With Google’s BERT update only making the search engine better at contextualising user intent, marketers should be leveraging it to strategically appear on pages that boast a high value to their business.

If you are the person responsible for promoting a restaurant that sells wings, for example, you’re going to want to have content targeted for “how to cook chicken wings” because that’s where potential customers are, even if that search query isn’t a priority for the business. If you’re just writing content to target the keyword “wings,” then you may never get in front of your target audience.

4 tips for creating content for user intent

Writing content to appeal to user intent-based searches rather than keyword-based searches isn’t massively different from what we as marketers have been doing for years.

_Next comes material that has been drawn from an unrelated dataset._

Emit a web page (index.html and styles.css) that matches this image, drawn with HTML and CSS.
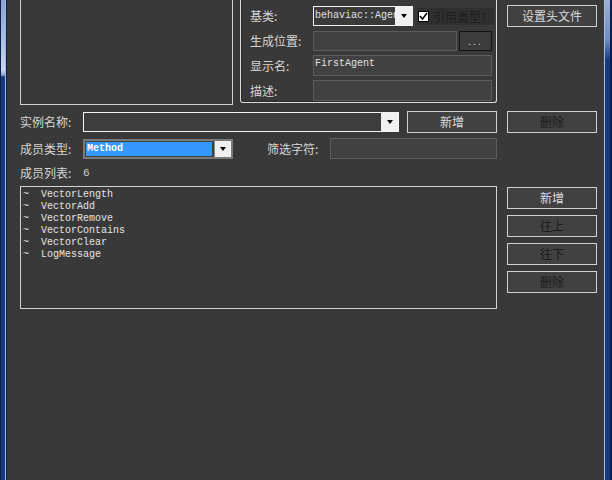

Where keywords are great for building awareness-level content, user intent is ideal for generating consideration and decision content.

In other words, focusing on user intent gets marketers closer to creating content that’ll convert visitors.

You’ve probably already guessed it, but writing for user intent isn’t all that different from building around keywords. Here are a few tips to get started:

1. Use keywords to find user intent: SEMRush has a handy feature called the Keyword Magic Tool that we’re big fans of here at 256. Not only does it give you the volume of a keyword, but it also shows similar phrases, related keywords and, maybe most importantly, common questions that include your keyword. All of these can be used to figure out what sort of context people are adding to their keywords.

For example: the keyword “content marketing” gets 480 searches a month in Ireland, but our agency would be more interested in the 70 searchers asking “how to develop a content marketing strategy” because that’s something we can build for them.

2. Keep your writing simple: As Ruth Burr Reedy of UpBuild smartly points out for Moz, “…writing content that is easier for Google, a robot, to understand can actually make you a better writer and help you write better content for humans. It is a win-win.”

Write your content using short and snappy sentences to get points across quickly and efficiently. It makes it easier for Google to interpret what the topic is about, what questions it can answer and which content it can feature in snippets. Plus, your readers will thank you.

3. Answer the query quickly: Everyone loves a witty introduction (read: I love a witty introduction), but Google prefers a straightforward answer. The search engine wants you to get to the answer as quickly as possible within your content and then explain that answer throughout the rest of the post.

It becomes a balance then between having quirky, branded content and content that’s designed to get rankings. There’s no problem with having both – we certainly do – but recognise that consideration and decision-stage content is probably better suited for a more deliberate writing style.

4. Mimic the query to establish the topic: Leveraging user intent in the on-page SEO of your content can drastically improve its searchability by reinforcing the subject matter. You should repeat and rephrase the search query you’re targeting in a few places, including:

  • The URL
  • The title
  • The meta description
  • At least one subheading
  • Alt-text on the images
  • Multiple times throughout the body

Remember that user intent needs to be included tastefully; Google can sniff out when you’re trying to game the system.

Build a user intent-focused content marketing strategy

We’re not saying you should drop keywords altogether, but to recognise that they’re not going to be as effective as you (or everyone else telling you to use them) might think. Instead, they should serve as the basis for targeting content that aligns with user intent based on a search query.